US Secretary of State Colin Powell, meanwhile, told the New York Times Allawi wanted to organise a conference including G-8 and Middle Eastern countries in October to boost Iraq's electoral process.
Allawi insisted elections would go ahead as planned, but even US Defence Secretary Donald Rumsfeld acknowledged that the vote might have to exclude no-go zones like Fallujah.
Democratic presidential candidate John Kerry, who has been stepping up his attacks against the US administration's handling of the war in Iraq, on Friday charged Allawi with turning a blind eye to reality in his country.
US President George W. Bush, who had earlier welcomed Allawi to the White House to help spread his optimistic view of Iraq's future, responded: "You can't lead this country if your ally in Iraq feels like you question his credibility."
Later, in his weekly radio address, Bush said: "The war for Iraq's freedom is a fight against some of the most ruthless and brutal men on Earth.
"In such a struggle, there will be good days and there will be difficult days.
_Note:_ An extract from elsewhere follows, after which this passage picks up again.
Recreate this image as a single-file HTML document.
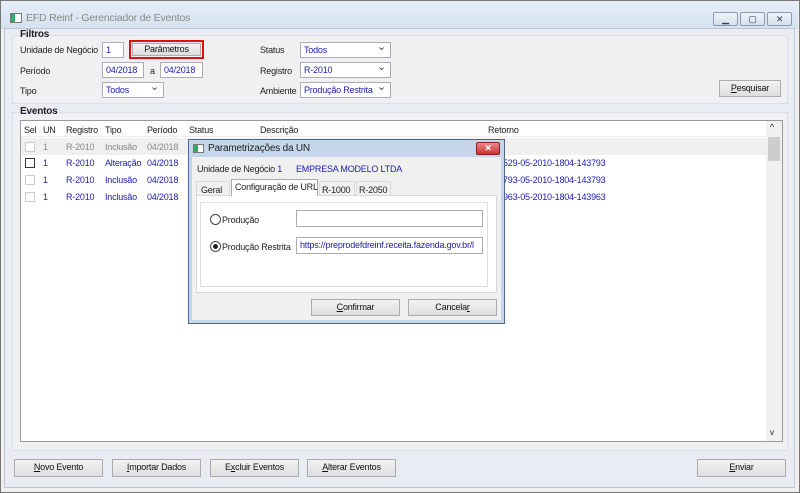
<!DOCTYPE html>
<html><head><meta charset="utf-8"><style>
*{box-sizing:border-box;margin:0;padding:0}
body{width:800px;height:493px;background:#8c8c8c;font-family:"Liberation Sans",sans-serif;font-size:9px;letter-spacing:-0.2px;color:#222;position:relative;overflow:hidden;white-space:nowrap}
.a{position:absolute}
.win{left:0;top:0;width:800px;height:493px;background:#f0f0f0;border:1px solid #777}
.tb{left:1px;top:1px;width:797px;height:28px;background:linear-gradient(#e6eef8,#d5e1ef)}
.bg{background:#f0f0f3}
.inp{background:#fff;border:1px solid #abadb3;color:#2020b0;padding-left:3px;line-height:14px;overflow:hidden}
.btn{background:linear-gradient(#f2f2f2,#dedede);border:1px solid #acacac;text-align:center;line-height:15px;color:#111}
.sel::after{content:"⌄";position:absolute;right:4px;top:-3px;color:#444;font-size:11px}
.blue{color:#2020b0}.gray{color:#888}
.cb{width:10px;height:10px;border:1px solid #ccc;background:#fff}
.wb{top:12px;width:25px;height:14px;border:1px solid #8a9bb0;border-radius:2px;background:linear-gradient(#eef3f9,#d6e0ec);font-size:9px;text-align:center;line-height:12px;color:#345}
</style></head><body>
<div class="a win"></div>
<div class="a tb"></div>
<div class="a" style="left:10px;top:13px;width:12px;height:10px;border:1px solid #777;background:#fff"><div style="width:4px;height:8px;background:#3a6"></div></div>
<div class="a" style="left:26px;top:12px;font-size:10.5px;color:#888">EFD Reinf - Gerenciador de Eventos</div>
<div class="a wb" style="left:713px">▁</div>
<div class="a wb" style="left:740px">▢</div>
<div class="a wb" style="left:767px">✕</div>
<div class="a" style="left:4px;top:28px;width:791px;height:460px;background:#e9edf3;border:1px solid #b9c6d6"></div>
<div class="a bg" style="left:12px;top:35px;width:776px;height:69px;border:1px solid #dde"></div>
<div class="a" style="left:20px;top:29px;font-weight:bold;font-size:10px">Filtros</div>
<div class="a" style="left:20px;top:45px">Unidade de Negócio</div>
<div class="a inp" style="left:102px;top:42px;width:22px;height:16px">1</div>
<div class="a" style="left:129px;top:40px;width:75px;height:19px;border:2px solid #e01010"></div>
<div class="a btn" style="left:132px;top:43px;width:69px;height:13px;line-height:11px">Parâmetros</div>
<div class="a" style="left:20px;top:66px">Período</div>
<div class="a inp" style="left:102px;top:62px;width:42px;height:16px">04/2018</div>
<div class="a" style="left:150px;top:66px">a</div>
<div class="a inp" style="left:160px;top:62px;width:43px;height:16px">04/2018</div>
<div class="a" style="left:20px;top:86px">Tipo</div>
<div class="a inp sel" style="left:102px;top:82px;width:62px;height:16px">Todos</div>
<div class="a" style="left:260px;top:45px">Status</div>
<div class="a inp sel" style="left:300px;top:42px;width:91px;height:16px">Todos</div>
<div class="a" style="left:260px;top:66px">Registro</div>
<div class="a inp sel" style="left:300px;top:62px;width:91px;height:16px">R-2010</div>
<div class="a" style="left:260px;top:86px">Ambiente</div>
<div class="a inp sel" style="left:300px;top:82px;width:91px;height:16px">Produção Restrita</div>
<div class="a btn" style="left:719px;top:80px;width:62px;height:17px"><u>P</u>esquisar</div>
<div class="a bg" style="left:12px;top:112px;width:776px;height:339px;border:1px solid #dde"></div>
<div class="a" style="left:20px;top:106px;font-weight:bold;font-size:10px">Eventos</div>
<div class="a" style="left:20px;top:120px;width:763px;height:322px;background:#fff;border:1px solid #999"></div>
<div class="a" style="left:21px;top:121px;width:745px;height:16px;border-bottom:1px solid #eee"></div>
<div class="a" style="left:24px;top:125px">Sel</div><div class="a" style="left:43px;top:125px">UN</div><div class="a" style="left:66px;top:125px">Registro</div><div class="a" style="left:105px;top:125px">Tipo</div><div class="a" style="left:147px;top:125px">Período</div><div class="a" style="left:189px;top:125px">Status</div><div class="a" style="left:260px;top:125px">Descrição</div><div class="a" style="left:488px;top:125px">Retorno</div>
<div class="a" style="left:21px;top:138px;width:745px;height:17px;background:#f0f0f0"></div>
<div class="a" style="left:766px;top:121px;width:16px;height:320px;background:#f0f0f0"></div>
<div class="a" style="left:768px;top:137px;width:12px;height:24px;background:#cdcdcd"></div>
<div class="a" style="left:770px;top:122px;font-size:9px">^</div>
<div class="a" style="left:770px;top:428px;font-size:8px">v</div>
<div class="a cb" style="left:25px;top:142px"></div><div class="a gray" style="left:43px;top:142px">1</div><div class="a gray" style="left:66px;top:142px">R-2010</div><div class="a gray" style="left:105px;top:142px">Inclusão</div><div class="a gray" style="left:147px;top:142px">04/2018</div>
<div class="a cb" style="left:25px;top:158px;border-color:#333"></div><div class="a blue" style="left:43px;top:158px">1</div><div class="a blue" style="left:66px;top:158px">R-2010</div><div class="a blue" style="left:105px;top:158px">Alteração</div><div class="a blue" style="left:147px;top:158px">04/2018</div><div class="a blue" style="left:503px;top:158px">529-05-2010-1804-143793</div>
<div class="a cb" style="left:25px;top:175px"></div><div class="a blue" style="left:43px;top:175px">1</div><div class="a blue" style="left:66px;top:175px">R-2010</div><div class="a blue" style="left:105px;top:175px">Inclusão</div><div class="a blue" style="left:147px;top:175px">04/2018</div><div class="a blue" style="left:503px;top:175px">793-05-2010-1804-143793</div>
<div class="a cb" style="left:25px;top:192px"></div><div class="a blue" style="left:43px;top:192px">1</div><div class="a blue" style="left:66px;top:192px">R-2010</div><div class="a blue" style="left:105px;top:192px">Inclusão</div><div class="a blue" style="left:147px;top:192px">04/2018</div><div class="a blue" style="left:503px;top:192px">963-05-2010-1804-143963</div>
<div class="a btn" style="left:14px;top:459px;width:89px;height:18px"><u>N</u>ovo Evento</div>
<div class="a btn" style="left:112px;top:459px;width:89px;height:18px"><u>I</u>mportar Dados</div>
<div class="a btn" style="left:210px;top:459px;width:89px;height:18px">E<u>x</u>cluir Eventos</div>
<div class="a btn" style="left:307px;top:459px;width:89px;height:18px"><u>A</u>lterar Eventos</div>
<div class="a btn" style="left:697px;top:459px;width:89px;height:18px"><u>E</u>nviar</div>
<!-- dialog -->
<div class="a" style="left:188px;top:139px;width:317px;height:185px;background:#c5d6ea;border:1px solid #4a6a88"></div>
<div class="a" style="left:193px;top:144px;width:11px;height:9px;border:1px solid #777;background:#fff"><div style="width:4px;height:7px;background:#3a6"></div></div>
<div class="a" style="left:208px;top:143px;font-size:10px">Parametrizações da UN</div>
<div class="a" style="left:476px;top:142px;width:24px;height:13px;background:linear-gradient(#e88,#c33);border:1px solid #822;border-radius:2px;color:#fff;text-align:center;font-size:9px;line-height:11px;font-weight:bold">✕</div>
<div class="a" style="left:192px;top:157px;width:309px;height:163px;background:#f0f0f0"></div>
<div class="a" style="left:197px;top:164px">Unidade de Negócio <span class="blue">1</span></div>
<div class="a blue" style="left:296px;top:164px">EMPRESA MODELO LTDA</div>
<div class="a" style="left:196px;top:195px;width:301px;height:98px;background:#fff;border:1px solid #d9d9d9"></div>
<div class="a" style="left:200px;top:202px;width:288px;height:85px;border:1px solid #ddd"></div>
<div class="a" style="left:196px;top:181px;width:34px;height:15px;border:1px solid #d9d9d9;padding:3px 4px">Geral</div>
<div class="a" style="left:231px;top:179px;width:87px;height:17px;background:#fff;border:1px solid #aaa;border-bottom:none;padding:2px 3px">Configuração de URL</div>
<div class="a" style="left:319px;top:181px;width:36px;height:15px;border:1px solid #d9d9d9;padding:3px 2px">R-1000</div>
<div class="a" style="left:356px;top:181px;width:35px;height:15px;border:1px solid #d9d9d9;padding:3px 2px">R-2050</div>
<div class="a" style="left:210px;top:214px;width:11px;height:11px;border:1px solid #444;border-radius:50%;background:#fff"></div>
<div class="a" style="left:222px;top:215px">Produção</div>
<div class="a inp" style="left:296px;top:210px;width:187px;height:17px"></div>
<div class="a" style="left:210px;top:241px;width:11px;height:11px;border:1px solid #444;border-radius:50%;background:#fff"><div style="margin:2px;width:5px;height:5px;border-radius:50%;background:#222"></div></div>
<div class="a" style="left:222px;top:242px">Produção Restrita</div>
<div class="a inp" style="left:296px;top:237px;width:187px;height:17px;line-height:15px">https://preprodefdreinf.receita.fazenda.gov.br/l</div>
<div class="a btn" style="left:311px;top:299px;width:89px;height:17px"><u>C</u>onfirmar</div>
<div class="a btn" style="left:408px;top:299px;width:89px;height:17px">Cancela<u>r</u></div>
</body></html>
But every day, our resolve must remain the same."
A US soldier was sentenced on Saturday to 25 years confinement for the murder of an Iraqi national guard near the northern town of Tikrit, the US military said. "Specialist Federico Merida pled guilty to murder and making false official statements during court martial proceedings at Forward Operation Base Danger, Tikrit, Iraq," it said.
A military spokeswoman said the sentence had been reduced from 30 to 25 years, one of the heaviest sentences handed to a US serviceman since the start of the war in May 2003.
The soldier was found guilty of murdering an Iraqi national guard last May in the town of Ad-Dawr, near Tikrit.
In addition to the sentence, Merida was demoted to private and was given a dishonorable discharge, the statement said.